### STATED TASK
Return the material word for word. Do not include the pictures.
◇ ◇ ◇
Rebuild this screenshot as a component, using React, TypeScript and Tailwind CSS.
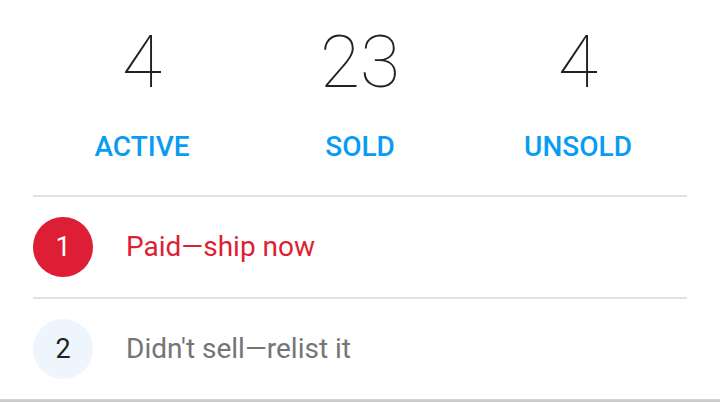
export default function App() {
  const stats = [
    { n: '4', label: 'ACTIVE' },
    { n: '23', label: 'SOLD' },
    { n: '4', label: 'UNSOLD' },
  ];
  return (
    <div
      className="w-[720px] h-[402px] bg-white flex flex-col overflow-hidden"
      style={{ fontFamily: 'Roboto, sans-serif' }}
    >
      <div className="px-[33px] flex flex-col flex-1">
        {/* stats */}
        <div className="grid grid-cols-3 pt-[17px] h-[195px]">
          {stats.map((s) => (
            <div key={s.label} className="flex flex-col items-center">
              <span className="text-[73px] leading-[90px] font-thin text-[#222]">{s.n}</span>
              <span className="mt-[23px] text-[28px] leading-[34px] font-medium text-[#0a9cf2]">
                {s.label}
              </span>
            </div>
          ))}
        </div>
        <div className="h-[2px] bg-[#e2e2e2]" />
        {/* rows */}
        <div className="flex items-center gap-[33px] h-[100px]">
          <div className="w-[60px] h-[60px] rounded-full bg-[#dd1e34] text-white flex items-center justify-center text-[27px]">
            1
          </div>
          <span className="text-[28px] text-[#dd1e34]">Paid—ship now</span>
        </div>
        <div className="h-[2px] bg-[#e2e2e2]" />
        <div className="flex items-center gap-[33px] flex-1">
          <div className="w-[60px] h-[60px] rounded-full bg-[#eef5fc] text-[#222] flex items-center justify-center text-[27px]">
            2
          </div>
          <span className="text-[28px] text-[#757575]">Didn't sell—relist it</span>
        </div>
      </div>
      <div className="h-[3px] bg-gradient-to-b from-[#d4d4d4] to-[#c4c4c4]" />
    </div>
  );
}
◇ ◇ ◇
### SOLUTION TO THIS TASK
Rebuild this screenshot as a component, using React, TypeScript and Tailwind CSS.
export default function App() {
  const stats = [
    { n: '4', label: 'ACTIVE' },
    { n: '23', label: 'SOLD' },
    { n: '4', label: 'UNSOLD' },
  ];
  return (
    <div
      className="w-[720px] h-[402px] bg-white flex flex-col overflow-hidden"
      style={{ fontFamily: 'Roboto, sans-serif' }}
    >
      <div className="px-[33px] flex flex-col flex-1">
        {/* stats */}
        <div className="grid grid-cols-3 pt-[17px] h-[195px]">
          {stats.map((s) => (
            <div key={s.label} className="flex flex-col items-center">
              <span className="text-[73px] leading-[90px] font-thin text-[#222]">{s.n}</span>
              <span className="mt-[23px] text-[28px] leading-[34px] font-medium text-[#0a9cf2]">
                {s.label}
              </span>
            </div>
          ))}
        </div>
        <div className="h-[2px] bg-[#e2e2e2]" />
        {/* rows */}
        <div className="flex items-center gap-[33px] h-[100px]">
          <div className="w-[60px] h-[60px] rounded-full bg-[#dd1e34] text-white flex items-center justify-center text-[27px]">
            1
          </div>
          <span className="text-[28px] text-[#dd1e34]">Paid—ship now</span>
        </div>
        <div className="h-[2px] bg-[#e2e2e2]" />
        <div className="flex items-center gap-[33px] flex-1">
          <div className="w-[60px] h-[60px] rounded-full bg-[#eef5fc] text-[#222] flex items-center justify-center text-[27px]">
            2
          </div>
          <span className="text-[28px] text-[#757575]">Didn't sell—relist it</span>
        </div>
      </div>
      <div className="h-[3px] bg-gradient-to-b from-[#d4d4d4] to-[#c4c4c4]" />
    </div>
  );
}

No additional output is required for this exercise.